Epic Universe layout graphic

Not only are massive theme parks on the scale of Disney or Universal built few and far between, but Epic Universe itself is unique in its concept. The park will feature a celestial theme with a hub that spokes off into different self-contained lands: The Wizarding World of Harry Potter – Ministry of Magic, Super Nintendo World, How to Train Your Dragon – Isle of Berk, and Dark Universe (which will feature Universal’s classic movie monsters). Visitors will be transported to these different lands through “portals,” or themed, rounded entranceways, for the most enveloping and awe-inspiring experience possible.

In addition to an exquisite level of detail on the man-made elements throughout the park, the hub will also be lush with greenery, water features, and pathways, “putting the park back into theme parks,” as Universal Destinations and Experiences Chairman and Chief Executive Officer Mark Woodbury said.

Sketch of Epic Universe

“It’s immersive, visceral, and just pure adrenaline,” Kyle described. “It’s going to leave people speechless.”

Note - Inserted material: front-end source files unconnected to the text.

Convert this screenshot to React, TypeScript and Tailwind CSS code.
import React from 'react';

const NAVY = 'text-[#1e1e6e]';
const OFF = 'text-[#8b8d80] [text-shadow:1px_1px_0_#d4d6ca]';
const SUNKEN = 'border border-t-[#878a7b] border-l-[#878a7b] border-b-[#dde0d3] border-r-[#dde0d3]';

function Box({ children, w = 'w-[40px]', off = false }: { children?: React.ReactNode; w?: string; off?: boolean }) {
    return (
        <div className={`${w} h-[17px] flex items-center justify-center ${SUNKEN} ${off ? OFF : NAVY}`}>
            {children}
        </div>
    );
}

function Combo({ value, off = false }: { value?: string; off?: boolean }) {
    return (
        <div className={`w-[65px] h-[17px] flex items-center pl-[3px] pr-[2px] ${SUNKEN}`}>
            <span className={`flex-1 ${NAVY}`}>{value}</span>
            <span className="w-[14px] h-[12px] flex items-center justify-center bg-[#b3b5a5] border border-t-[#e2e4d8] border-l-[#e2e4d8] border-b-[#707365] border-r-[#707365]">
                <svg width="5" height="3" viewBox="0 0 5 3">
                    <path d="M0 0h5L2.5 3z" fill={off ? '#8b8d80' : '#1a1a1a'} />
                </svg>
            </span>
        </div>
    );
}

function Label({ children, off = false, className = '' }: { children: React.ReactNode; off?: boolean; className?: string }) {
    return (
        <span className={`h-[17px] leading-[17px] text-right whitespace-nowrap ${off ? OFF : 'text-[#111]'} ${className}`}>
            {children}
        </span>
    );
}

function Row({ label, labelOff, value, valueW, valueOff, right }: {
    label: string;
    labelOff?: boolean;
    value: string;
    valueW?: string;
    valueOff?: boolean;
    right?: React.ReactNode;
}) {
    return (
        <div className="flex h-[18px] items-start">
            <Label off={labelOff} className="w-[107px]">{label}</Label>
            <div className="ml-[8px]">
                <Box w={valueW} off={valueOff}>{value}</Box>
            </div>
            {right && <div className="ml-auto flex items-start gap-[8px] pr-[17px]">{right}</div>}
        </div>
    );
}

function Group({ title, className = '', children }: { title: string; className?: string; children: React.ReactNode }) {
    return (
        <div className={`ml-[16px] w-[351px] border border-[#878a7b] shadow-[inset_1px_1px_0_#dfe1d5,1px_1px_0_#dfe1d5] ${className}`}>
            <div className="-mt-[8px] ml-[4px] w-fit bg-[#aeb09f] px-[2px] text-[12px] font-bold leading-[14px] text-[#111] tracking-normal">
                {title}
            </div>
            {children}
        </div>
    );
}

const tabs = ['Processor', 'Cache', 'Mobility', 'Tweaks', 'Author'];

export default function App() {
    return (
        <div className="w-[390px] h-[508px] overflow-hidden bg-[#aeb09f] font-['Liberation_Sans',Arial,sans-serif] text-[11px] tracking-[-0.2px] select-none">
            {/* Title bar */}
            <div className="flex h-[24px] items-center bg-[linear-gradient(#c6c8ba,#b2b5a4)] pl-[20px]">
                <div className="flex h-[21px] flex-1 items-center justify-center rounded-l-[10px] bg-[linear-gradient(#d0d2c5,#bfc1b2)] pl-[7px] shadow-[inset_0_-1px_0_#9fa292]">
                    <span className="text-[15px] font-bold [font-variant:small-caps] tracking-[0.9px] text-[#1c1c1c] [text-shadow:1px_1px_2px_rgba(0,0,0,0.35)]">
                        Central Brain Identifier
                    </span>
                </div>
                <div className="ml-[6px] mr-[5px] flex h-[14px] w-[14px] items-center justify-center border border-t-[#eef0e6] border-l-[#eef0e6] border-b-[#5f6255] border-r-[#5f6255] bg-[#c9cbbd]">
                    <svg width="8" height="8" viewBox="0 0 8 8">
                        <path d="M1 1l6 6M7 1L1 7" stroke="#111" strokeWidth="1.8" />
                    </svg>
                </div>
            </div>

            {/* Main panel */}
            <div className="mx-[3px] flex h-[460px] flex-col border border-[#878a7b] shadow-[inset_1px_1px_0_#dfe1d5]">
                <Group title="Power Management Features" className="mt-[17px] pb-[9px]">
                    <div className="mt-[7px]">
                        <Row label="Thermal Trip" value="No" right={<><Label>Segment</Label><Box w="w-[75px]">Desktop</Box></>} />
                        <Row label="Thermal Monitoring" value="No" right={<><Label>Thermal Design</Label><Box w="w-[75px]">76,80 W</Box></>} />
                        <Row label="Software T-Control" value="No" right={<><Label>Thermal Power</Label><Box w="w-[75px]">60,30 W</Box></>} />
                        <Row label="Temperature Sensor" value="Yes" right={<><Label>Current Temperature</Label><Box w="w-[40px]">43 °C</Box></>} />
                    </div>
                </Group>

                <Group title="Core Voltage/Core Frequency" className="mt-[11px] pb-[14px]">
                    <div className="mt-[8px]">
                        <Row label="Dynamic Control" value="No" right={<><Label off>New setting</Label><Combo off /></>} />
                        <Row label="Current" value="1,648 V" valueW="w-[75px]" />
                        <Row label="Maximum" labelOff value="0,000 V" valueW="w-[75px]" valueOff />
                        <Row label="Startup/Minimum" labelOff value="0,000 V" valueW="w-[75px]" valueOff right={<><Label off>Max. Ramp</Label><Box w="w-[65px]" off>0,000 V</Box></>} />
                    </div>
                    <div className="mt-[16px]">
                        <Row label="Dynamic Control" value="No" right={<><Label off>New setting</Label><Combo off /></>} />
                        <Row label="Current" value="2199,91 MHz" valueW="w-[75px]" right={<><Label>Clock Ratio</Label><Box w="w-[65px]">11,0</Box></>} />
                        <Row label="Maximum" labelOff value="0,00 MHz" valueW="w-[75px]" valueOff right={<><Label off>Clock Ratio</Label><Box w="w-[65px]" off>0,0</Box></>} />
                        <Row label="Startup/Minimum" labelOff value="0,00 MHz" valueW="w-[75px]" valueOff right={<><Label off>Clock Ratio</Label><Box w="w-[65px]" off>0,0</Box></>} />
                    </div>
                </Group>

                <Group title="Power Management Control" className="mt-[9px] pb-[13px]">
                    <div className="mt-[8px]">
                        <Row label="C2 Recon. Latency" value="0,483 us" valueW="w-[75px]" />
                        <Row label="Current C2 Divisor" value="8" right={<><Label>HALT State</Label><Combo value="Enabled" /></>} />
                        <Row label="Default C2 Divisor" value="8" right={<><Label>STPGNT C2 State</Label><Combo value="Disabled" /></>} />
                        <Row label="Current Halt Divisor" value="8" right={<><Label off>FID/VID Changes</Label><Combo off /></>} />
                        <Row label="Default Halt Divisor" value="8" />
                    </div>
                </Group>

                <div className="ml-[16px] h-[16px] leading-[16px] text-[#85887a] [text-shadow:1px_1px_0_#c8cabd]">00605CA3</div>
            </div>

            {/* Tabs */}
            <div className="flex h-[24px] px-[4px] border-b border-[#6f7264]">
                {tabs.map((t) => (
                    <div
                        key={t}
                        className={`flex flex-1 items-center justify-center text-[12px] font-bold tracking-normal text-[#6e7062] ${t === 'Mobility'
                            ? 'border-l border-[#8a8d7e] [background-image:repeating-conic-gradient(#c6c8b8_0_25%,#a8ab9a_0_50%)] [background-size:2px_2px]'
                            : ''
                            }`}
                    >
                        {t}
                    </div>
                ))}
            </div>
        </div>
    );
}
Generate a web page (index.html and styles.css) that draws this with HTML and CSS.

“This is going to be a game changer for the theme park world and the entertainment world,” he added. “I think people are going to be in awe, and it’s only going to help the company continue to produce amazing attractions for years to come. It’s going to set the precedent. It’s going to set the bar even higher than what it already is.”

In addition to being good for consumers and Universal, he noted the positive effect it will also have on the entire industry. “I think competition is really good for the industry. I don’t know anything about what they’re doing down the road [at Disney], is what we say. But it’s going to push them to give their best on the next thing that they come out with.

“I think competition’s a good thing for that reason. It’s just going to set the bar even higher, and there’s going to be even more intensity moving forward with how we can create something that is literally going to make our guests’ jaws drop. And something that people will never get tired of, with them constantly getting that fulfillment of excitement, joy, and immersive experiences that we provide.”

Sketch of Epic Universe

As an EHS construction specialist, Kyle works on the construction and newbuild side of operations for Universal, positioning him to help bring Epic Universe to life throughout the entire construction process. His responsibilities include making sure the designs of attractions meet company, federal, and even international standards; that OSHA construction standards are met; and managing contractors that are hired for the build, working with them as a team to create a safe park and doing it in a way that’s also free of injury, illness, and even property damage. He works in multiple areas in the park, including Super Nintendo World.

“It’s so humbling. Never in a million years did I think I would get this opportunity so soon out of college. I was always optimistic, I’ve got a good degree, I’ve got a good education, and I’ve got the right mindset, so I believed I’d have an opportunity to work on an amazing project. But to be on this so soon, at such a young age and right out of college, has been truly humbling.”

Kyle looks forward to the day when the doors open and people get to experience Epic Universe for themselves, along with when he gets to also try out some of the rides—including in the area he’s perhaps the most excited for, Super Nintendo World. And, for years down the road, he is able to anticipate enjoying it with those closest to him.

Sketch of Epic Universe

“The legacy of looking back on this 30 years from now, when I have my own family, bringing my children and grandchildren here, that will be a very fun time. Being able to experience the ride not just by myself but with my family and saying that I was a part of this.”

“Most people work their whole lives to get an opportunity to work on a project like this,” he added. “And I’ve been so blessed and fortunate to have it presented to me at such a young age. That’s not lost on me. I don’t take it for granted. It’s being part of history.”